O que permite ler o seu livro como uma resposta a pragas da literatura brasileira atual, em domínios que se mantêm à margem do romance estribado na história e na memória, no relato policial ou no turismo dos lixões e das favelas. De fato, não há aqui o tatibitate minimalista da poesia de herança concreto-cabralina, nem parentesco com a prosa sua irmã, prisioneira da paronomásia, nem concessões à gaiolinha pintada dos novos parnasianos – escravos da medida automática, acadêmicos no sentido curto –, e muito menos comunga este livro o caldo indigesto de preciosismo tardo-simbolista, auto-intitulado neo-barroco, amante do bestialógico.

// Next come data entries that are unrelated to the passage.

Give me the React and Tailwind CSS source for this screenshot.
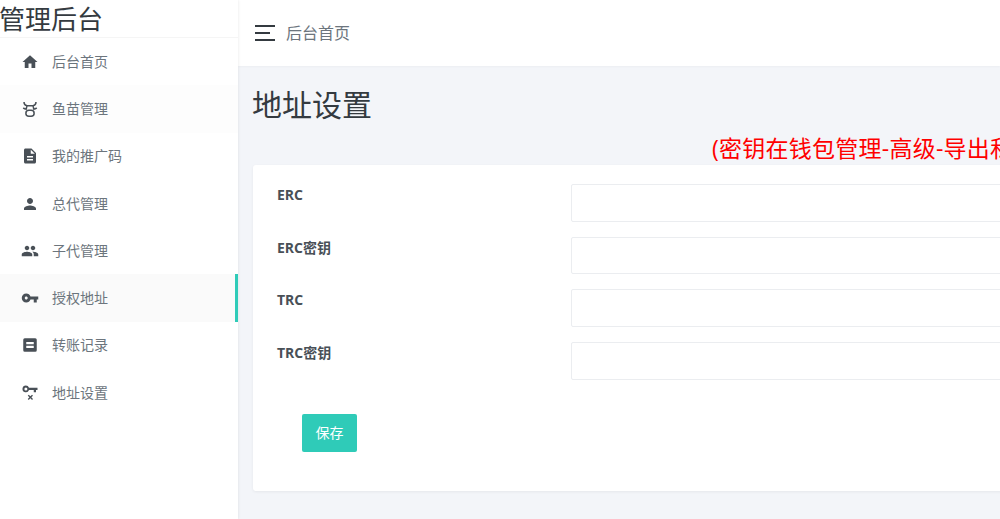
import { MdHome, MdDescription, MdPerson, MdPeople, MdVpnKey } from 'react-icons/md'

const CowIcon = () => (
  <svg viewBox="0 0 24 24" className="w-[18px] h-[18px]" fill="none" stroke="currentColor" strokeWidth="2">
    <path d="M4 2.500c0 3 1.500 4.500 4 5h8c2.500-.5 4-2 4-5" />
    <path d="M8 8c-.8 2-1 3.500-1 5M16 8c.8 2 1 3.500 1 5" />
    <path d="M3 10.500c1 1 2.500 1.500 4 1.500M21 10.500c-1 1-2.500 1.500-4 1.500" />
    <rect x="6.500" y="13.500" width="11" height="8" rx="4" />
    <path d="M10 17.500h.01M14 17.500h.01" />
  </svg>
)

const MemoIcon = () => (
  <svg viewBox="0 0 24 24" className="w-[18px] h-[18px]" fill="currentColor">
    <path fillRule="evenodd" d="M5 3h14a2 2 0 0 1 2 2v14a2 2 0 0 1-2 2H5a2 2 0 0 1-2-2V5a2 2 0 0 1 2-2zm2 5v3h10V8H7zm0 5v3h10v-3H7z" />
  </svg>
)

const KeyRemoveIcon = () => (
  <svg viewBox="0 0 24 24" className="w-[18px] h-[18px]" fill="currentColor">
    <path fillRule="evenodd" d="M6.500 2a4.500 4.500 0 0 1 4.200 3H22v3h-2v3h-3V8h-6.300a4.500 4.500 0 1 1-4.200-6zm0 2.500a2 2 0 1 0 0 4 2 2 0 0 0 0-4z" />
    <path d="M9 15.500l1.300-1.300 2.200 2.200 2.200-2.200 1.300 1.300-2.200 2.200 2.200 2.200-1.300 1.300-2.200-2.200-2.200 2.200L9 19.900l2.200-2.200z" />
  </svg>
)

const menu = [
  { label: '后台首页', icon: <MdHome size={18} /> },
  { label: '鱼苗管理', icon: <CowIcon />, hover: true },
  { label: '我的推广码', icon: <MdDescription size={18} /> },
  { label: '总代管理', icon: <MdPerson size={18} /> },
  { label: '子代管理', icon: <MdPeople size={18} /> },
  { label: '授权地址', icon: <MdVpnKey size={18} />, active: true },
  { label: '转账记录', icon: <MemoIcon /> },
  { label: '地址设置', icon: <KeyRemoveIcon /> },
]

const fields = ['ERC', 'ERC密钥', 'TRC', 'TRC密钥']

const App = () => {
  return (
    <div className="flex h-[519px] w-[1000px] overflow-hidden bg-[#f3f5f9] text-[#495057] font-['Open_Sans','Noto_Sans_CJK_SC',sans-serif]">
      {/* Sidebar */}
      <aside className="w-[238px] shrink-0 bg-white shadow-[0_0_3px_rgba(0,0,0,0.1)] z-10">
        <div className="h-[38px] border-b border-[#f5f5f5] text-[26px] leading-[38px] text-[#343a40] whitespace-nowrap -ml-px">管理后台</div>
        <nav>
          {menu.map((item) => (
            <a
              key={item.label}
              className={`flex items-center h-[47.3px] pl-[21px] text-sm text-[#6c757d] border-r-[3px] ${
                item.active ? 'bg-[#fafafa] border-[#2fcbb8]' : item.hover ? 'bg-[#fdfdfd] border-transparent' : 'border-transparent'
              }`}
            >
              <span className="w-[31px] text-[#495057] flex">{item.icon}</span>
              <span>{item.label}</span>
            </a>
          ))}
        </nav>
      </aside>

      {/* Main */}
      <div className="flex-1 min-w-0 overflow-hidden">
        <header className="h-[66px] bg-white shadow-[0_1px_2px_rgba(0,0,0,0.03)] flex items-center pl-[17px]">
          <div className="w-5 flex flex-col gap-[5px] mr-[11px]">
            <span className="h-0.5 w-5 bg-[#343a40]"></span>
            <span className="h-0.5 w-[15px] bg-[#343a40]"></span>
            <span className="h-0.5 w-5 bg-[#343a40]"></span>
          </div>
          <span className="text-base text-[#6c757d]">后台首页</span>
        </header>

        <div className="pl-[15px] w-[1200px]">
          <h1 className="text-[30px] leading-[40px] pt-[19px] -ml-px text-[#343a40]">地址设置</h1>
          <p className="pl-[459px] pt-[7px] h-[40px] text-[23px] tracking-[0.25px] leading-[32px] text-[#ff0000] whitespace-nowrap">(密钥在钱包管理-高级-导出私钥)</p>

          <div className="bg-white rounded-[3px] shadow-[0_1px_3px_rgba(0,0,0,0.06)] h-[326px] pt-[19px]">
            {fields.map((name) => (
              <div key={name} className="flex h-[37.5px] mb-[15.2px] pl-[25px]">
                <label className="w-[293px] text-sm font-bold text-[#495057] leading-[21px] -ml-px">{name}</label>
                <input className="flex-1 h-[37.5px] ml-px border border-[#ebedf0] rounded-[2px] bg-white" />
              </div>
            ))}
            <button className="block ml-[49px] mt-[34px] w-[55px] h-[38px] rounded-[2px] bg-[#2fcbb8] text-white text-sm">保存</button>
          </div>
        </div>
      </div>
    </div>
  )
}

export default App
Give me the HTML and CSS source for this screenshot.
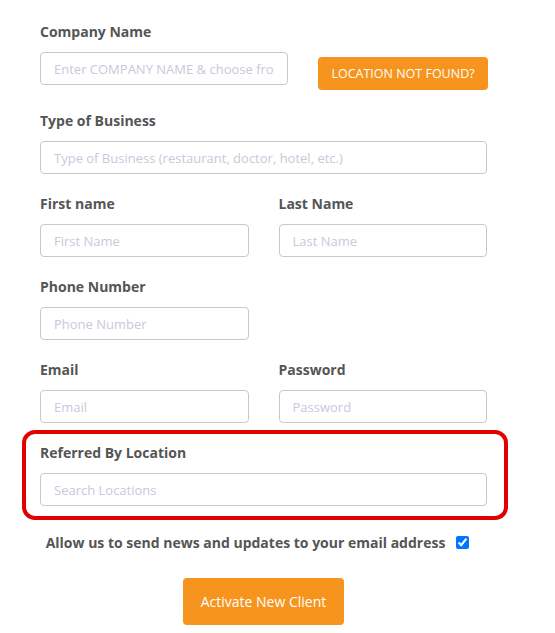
FILE: index.html
```html
<!DOCTYPE html>
<html>
<head>
<meta charset="utf-8">
<link rel="stylesheet" href="styles.css">
</head>
<body>
<form class="form">
  <div class="row">
    <div class="group col-7">
      <label class="label">Company Name</label>
      <input class="input" type="text" placeholder="Enter COMPANY NAME &amp; choose from the list">
    </div>
    <div class="col-5">
      <button type="button" class="btn-small">LOCATION NOT FOUND?</button>
    </div>
  </div>
  <div class="group">
    <label class="label">Type of Business</label>
    <input class="input" type="text" placeholder="Type of Business (restaurant, doctor, hotel, etc.)">
  </div>
  <div class="row">
    <div class="group half">
      <label class="label">First name</label>
      <input class="input" type="text" placeholder="First Name">
    </div>
    <div class="group half">
      <label class="label">Last Name</label>
      <input class="input" type="text" placeholder="Last Name">
    </div>
  </div>
  <div class="row">
    <div class="group half">
      <label class="label">Phone Number</label>
      <input class="input" type="text" placeholder="Phone Number">
    </div>
    <div class="half"></div>
  </div>
  <div class="row">
    <div class="group half">
      <label class="label">Email</label>
      <input class="input" type="text" placeholder="Email">
    </div>
    <div class="group half">
      <label class="label">Password</label>
      <input class="input" type="password" placeholder="Password">
    </div>
  </div>
  <div class="highlight">
    <label class="label">Referred By Location</label>
    <input class="input" type="text" placeholder="Search Locations">
  </div>
  <div class="check-row">
    <label class="check-label" for="news">Allow us to send news and updates to your email address</label>
    <input class="check" id="news" type="checkbox" checked>
  </div>
  <div class="submit-row">
    <button type="button" class="btn-main">Activate New Client</button>
  </div>
</form>
</body>
</html>
```

FILE: styles.css
```css
html, body {
  margin: 0;
  padding: 0;
  background: #ffffff;
}
body {
  font-family: "Open Sans", "Liberation Sans", sans-serif;
  color: #555555;
}
.form {
  width: 447px;
  margin-left: 40px;
  padding-top: 21px;
}
.row {
  display: flex;
  gap: 30px;
  align-items: flex-start;
}
.col-7 {
  width: 248px;
  flex: none;
}
.col-5 {
  flex: 1;
}
.half {
  flex: 1;
  min-width: 0;
}
.group {
  margin-bottom: 19px;
}
.label {
  display: block;
  font-size: 14px;
  font-weight: 700;
  line-height: 20px;
  padding-top: 1px;
  margin-bottom: 10px;
  color: #555555;
}
.input {
  display: block;
  box-sizing: border-box;
  width: 100%;
  height: 33px;
  padding: 0 13px;
  border: 1px solid #cbc6cb;
  border-radius: 4px;
  font-family: "Open Sans", "Liberation Sans", sans-serif;
  font-size: 13px;
  color: #555555;
  background: #ffffff;
  outline: none;
}
.input::placeholder {
  color: #c8c9da;
}
.btn-small {
  display: block;
  margin-top: 36px;
  margin-bottom: 20px;
  width: 170px;
  height: 33px;
  padding: 0;
  border: none;
  border-radius: 4px;
  background: #f7941e;
  color: #ffffff;
  font-family: "Open Sans", "Liberation Sans", sans-serif;
  font-size: 12.5px;
  font-weight: 400;
}
.highlight {
  margin: -12px -21px 0 -18px;
  padding: 8px 17px 10px 14px;
  border: 4px solid #e30000;
  border-radius: 13px;
}
.check-row {
  display: flex;
  justify-content: center;
  align-items: center;
  margin-top: 12px;
  height: 21px;
}
.check-label {
  font-size: 14px;
  font-weight: 700;
  line-height: 21px;
  color: #555555;
}
.check {
  width: 13px;
  height: 13px;
  margin: 0 12px 0 11px;
  accent-color: #0075ff;
}
.submit-row {
  display: flex;
  justify-content: center;
  margin-top: 25px;
}
.btn-main {
  width: 161px;
  height: 47px;
  padding: 0;
  border: none;
  border-radius: 4px;
  background: #f7941e;
  color: #ffffff;
  font-family: "Open Sans", "Liberation Sans", sans-serif;
  font-size: 14px;
  font-weight: 400;
}
```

Com esse gesto, o poeta terá respondido melhor ao desafio do que o crítico. De fato, Marcos Siscar crítico talvez não concorde com este panorama da poesia brasileira contemporânea. Pelo menos, não concordava quando, um ano antes do Roubo, assinou um texto sobre “A cisma da poesia brasileira”, no qual se revelava otimista, capaz de apostar em que a profusão de má poesia e os muitos reparos críticos ao que boiava nessa grande maré de coisas ruins fossem, em si mesmos, um índice da importância da mesma poesia má ou, quem sabe, um sinal de que a questão da qualidade merecesse ficar em segundo ou terceiro plano perante a vitalidade que a agitação lhe sugeria.[2] O que é estranho, pois um homem atento ao quintal não deveria confundir agitação com vida, desde que tivesse visto como o rabo cortado de uma lagartixa se debate sozinho, enquanto o corpo a que pertencia passa ao largo, em grande carreira.

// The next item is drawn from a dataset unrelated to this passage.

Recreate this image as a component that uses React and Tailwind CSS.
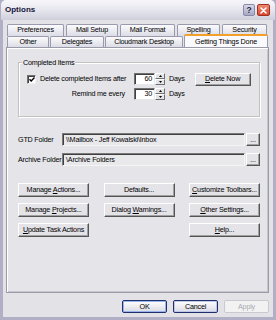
import React from "react";

function U({ children }) {
  return <span className="underline underline-offset-[1px]">{children}</span>;
}

function ClassicBtn({ children, className = "" }) {
  return (
    <div
      className={
        "h-[14px] flex items-center justify-center bg-[#e4e3e7] border border-t-[#ffffff] border-l-[#ffffff] border-r-[#555555] border-b-[#555555] shadow-[inset_-1px_-1px_0_#a0a0a0] whitespace-nowrap " +
        className
      }
    >
      {children}
    </div>
  );
}

function Spin({ value }) {
  return (
    <div className="flex h-[12px]">
      <div className="w-[21px] h-full bg-white border border-t-[#707070] border-l-[#707070] border-r-[#e8e8e8] border-b-[#e8e8e8] shadow-[inset_1px_1px_0_#404040] flex items-center justify-end pr-[2px]">
        {value}
      </div>
      <div className="w-[10px] h-full flex flex-col">
        <div className="flex-1 bg-[#e4e3e7] border border-t-white border-l-white border-r-[#707070] border-b-[#707070] flex items-center justify-center">
          <svg width="3" height="2" viewBox="0 0 3 2"><path d="M0 2 L1.5 0 L3 2Z" fill="#000" /></svg>
        </div>
        <div className="flex-1 bg-[#e4e3e7] border border-t-white border-l-white border-r-[#707070] border-b-[#707070] flex items-center justify-center">
          <svg width="3" height="2" viewBox="0 0 3 2"><path d="M0 0 L1.5 2 L3 0Z" fill="#000" /></svg>
        </div>
      </div>
    </div>
  );
}

function Tab({ children, w, pb = "" }) {
  return (
    <div
      className={
        "h-full flex items-center justify-center border border-b-0 border-[#9a9aae] rounded-t-[2px] bg-gradient-to-b from-[#fbfbfd] to-[#dcdce6] whitespace-nowrap " +
        w +
        " " +
        pb
      }
    >
      {children}
    </div>
  );
}

function TextBox({ children }) {
  return (
    <div className="flex-1 h-full bg-[#e9e9ec] border border-t-[#7a7a7a] border-l-[#7a7a7a] border-r-[#f4f4f4] border-b-[#f4f4f4] shadow-[inset_1px_1px_0_#404040] flex items-center pl-[3px] whitespace-nowrap overflow-hidden">
      {children}
    </div>
  );
}

function XpBtn({ children, className = "", disabled = false, def = false }) {
  if (disabled) {
    return (
      <div className="w-[45px] h-[13px] rounded-[2px] border border-[#c9c9cf] bg-[#f2f2f2] text-[#a9a9b0] flex items-center justify-center">
        {children}
      </div>
    );
  }
  return (
    <div
      className={
        "w-[45px] h-[13px] rounded-[2px] border border-[#1f2f6c] bg-gradient-to-b from-[#ffffff] to-[#dadae4] flex items-center justify-center " +
        (def ? "shadow-[inset_0_0_0_1px_#99b4ea]" : "shadow-[inset_0_0_0_1px_#c0c8e8]") +
        " " +
        className
      }
    >
      {children}
    </div>
  );
}

export default function App() {
  return (
    <div className="w-[276px] h-[320px] bg-[#b0afc6] flex flex-col overflow-hidden font-['Liberation_Sans',Arial,sans-serif] text-[7.2px] tracking-[-0.2px] text-black leading-none">
      {/* Title bar */}
      <div className="h-[20px] mx-[1px] flex items-center rounded-t-[5px] bg-gradient-to-b from-[#f7f7fa] via-[#e6e6ee] to-[#cfcfdc] px-[4px]">
        <span className="font-bold text-[8px] tracking-[0px] text-[#15153a]">Options</span>
        <div className="ml-auto flex gap-[2px] mr-[1px]">
          <div className="w-[12px] h-[12px] rounded-[2px] border border-[#8a8aa8] bg-gradient-to-b from-[#d8d8e8] to-[#a8a8c4] flex items-center justify-center">
            <span className="font-bold text-[9px] text-[#20204a] [text-shadow:0_0_1px_#fff]">?</span>
          </div>
          <div className="w-[13px] h-[12px] rounded-[2px] border border-[#a03020] bg-gradient-to-b from-[#f08870] to-[#d8442a] flex items-center justify-center">
            <svg width="7" height="7" viewBox="0 0 7 7">
              <path d="M1 1 L6 6 M6 1 L1 6" stroke="#fff" strokeWidth="1.6" strokeLinecap="round" />
            </svg>
          </div>
        </div>
      </div>

      {/* Client area */}
      <div className="flex-1 mx-[3px] mb-[3px] bg-[#e3e2e6] flex flex-col pl-[3px] pr-[4px] pt-[4px]">
        {/* Tabs row 1 */}
        <div className="h-[12px] flex gap-[2px] pl-[1px]">
          <Tab w="w-[57px]" pb="pb-[1px]">Preferences</Tab>
          <Tab w="w-[52px]" pb="pb-[1px]">Mail Setup</Tab>
          <Tab w="w-[55px]" pb="pb-[1px]">Mail Format</Tab>
          <Tab w="w-[43px]" pb="pb-[2px]">Spelling</Tab>
          <Tab w="w-[45px]" pb="pb-[1px]">Security</Tab>
        </div>
        {/* Tabs row 2 */}
        <div className="h-[11px] flex gap-[1px] pl-[1px]">
          <Tab w="w-[42px]">Other</Tab>
          <Tab w="w-[54px]">Delegates</Tab>
          <Tab w="w-[78px]">Cloudmark Desktop</Tab>
          <div className="relative z-10 w-[84px] h-[13px] -mt-[2px] bg-[#fafafc] border border-b-0 border-[#9a9aae] border-t-2 border-t-[#f2a02a] rounded-t-[2px] flex items-center justify-center whitespace-nowrap">
            Getting Things Done
          </div>
        </div>

        {/* Panel */}
        <div className="h-[246px] border border-[#9a9aa8] shadow-[inset_1px_1px_0_#ffffff,inset_-1px_-1px_0_#c8c8cc] bg-[#e5e5e9] flex flex-col pl-[11px] pr-[8px] pt-[14px]">
          {/* Completed items group */}
          <div className="relative h-[55px] border border-[#c2c2c0] shadow-[inset_1px_1px_0_#ffffff,1px_1px_0_#ffffff] pt-[10px] pl-[8px]">
            <span className="absolute -top-[4px] left-[3px] bg-[#e5e5e9] px-[1px]">Completed Items</span>
            <div className="flex items-center h-[12px]">
              <div className="w-[107px] flex items-center">
                <div className="w-[9px] h-[9px] bg-white border border-t-[#707070] border-l-[#707070] border-r-[#f0f0f0] border-b-[#f0f0f0] shadow-[inset_1px_1px_0_#404040] flex items-center justify-center">
                  <svg width="6" height="5" viewBox="0 0 6 5">
                    <path d="M0.5 2.2 L2.2 4 L5.5 0.6" stroke="#000" strokeWidth="1.4" fill="none" />
                  </svg>
                </div>
                <span className="ml-[4px] whitespace-nowrap">Delete completed Items after</span>
              </div>
              <Spin value="60" />
              <span className="ml-[4px]">Days</span>
              <ClassicBtn className="ml-[10px] w-[56px] !h-[13px]">
                <span><U>D</U>elete Now</span>
              </ClassicBtn>
            </div>
            <div className="flex items-center h-[12px] mt-[3px]">
              <div className="w-[107px] flex justify-end pr-[9px] whitespace-nowrap">Remind me every</div>
              <Spin value="30" />
              <span className="ml-[4px]">Days</span>
            </div>
          </div>

          {/* Folders */}
          <div className="mt-[16px] flex items-center h-[13px]">
            <span className="w-[44px] whitespace-nowrap">GTD Folder</span>
            <TextBox>\\Mailbox - Jeff Kowalski\Inbox</TextBox>
            <ClassicBtn className="w-[14px] !h-[13px] ml-[1px]">...</ClassicBtn>
          </div>
          <div className="mt-[7px] flex items-center h-[13px]">
            <span className="w-[44px] whitespace-nowrap">Archive Folder</span>
            <TextBox>\Archive Folders</TextBox>
            <ClassicBtn className="w-[14px] !h-[13px] ml-[1px]">...</ClassicBtn>
          </div>

          {/* Buttons grid */}
          <div className="mt-[17px] grid grid-cols-[71px_71px_71px] justify-between gap-y-[6px]">
            <ClassicBtn><span>Manage <U>A</U>ctions...</span></ClassicBtn>
            <ClassicBtn><span>Defaults...</span></ClassicBtn>
            <ClassicBtn><span><U>C</U>ustomize Toolbars...</span></ClassicBtn>
            <ClassicBtn><span>Manage <U>P</U>rojects...</span></ClassicBtn>
            <ClassicBtn><span>Dialog <U>W</U>arnings...</span></ClassicBtn>
            <ClassicBtn><span><U>O</U>ther Settings...</span></ClassicBtn>
            <ClassicBtn><span><U>U</U>pdate Task Actions</span></ClassicBtn>
            <div />
            <ClassicBtn><span><U>H</U>elp...</span></ClassicBtn>
          </div>
        </div>

        {/* Bottom buttons */}
        <div className="mt-[7px] flex justify-end gap-[6px]">
          <XpBtn def>OK</XpBtn>
          <XpBtn>Cancel</XpBtn>
          <XpBtn disabled>Apply</XpBtn>
        </div>
      </div>
    </div>
  );
}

O roubo do silêncio é um livro importante não só pelos seus momentos altos de realização, mas porque não é solidário ao geral, porque ensaia um produtivo discurso de fronteira e porque o seu caráter claramente defensivo pode ser lido como uma afirmação arrevezada da centralidade da poesia no contemporâneo. Pato ou serpente, está muito acima do nível viscoso da água.


[1] João Adolfo Hansen, na orelha de O roubo do silêncio. Rio de Janeiro: 7Letras, 2006.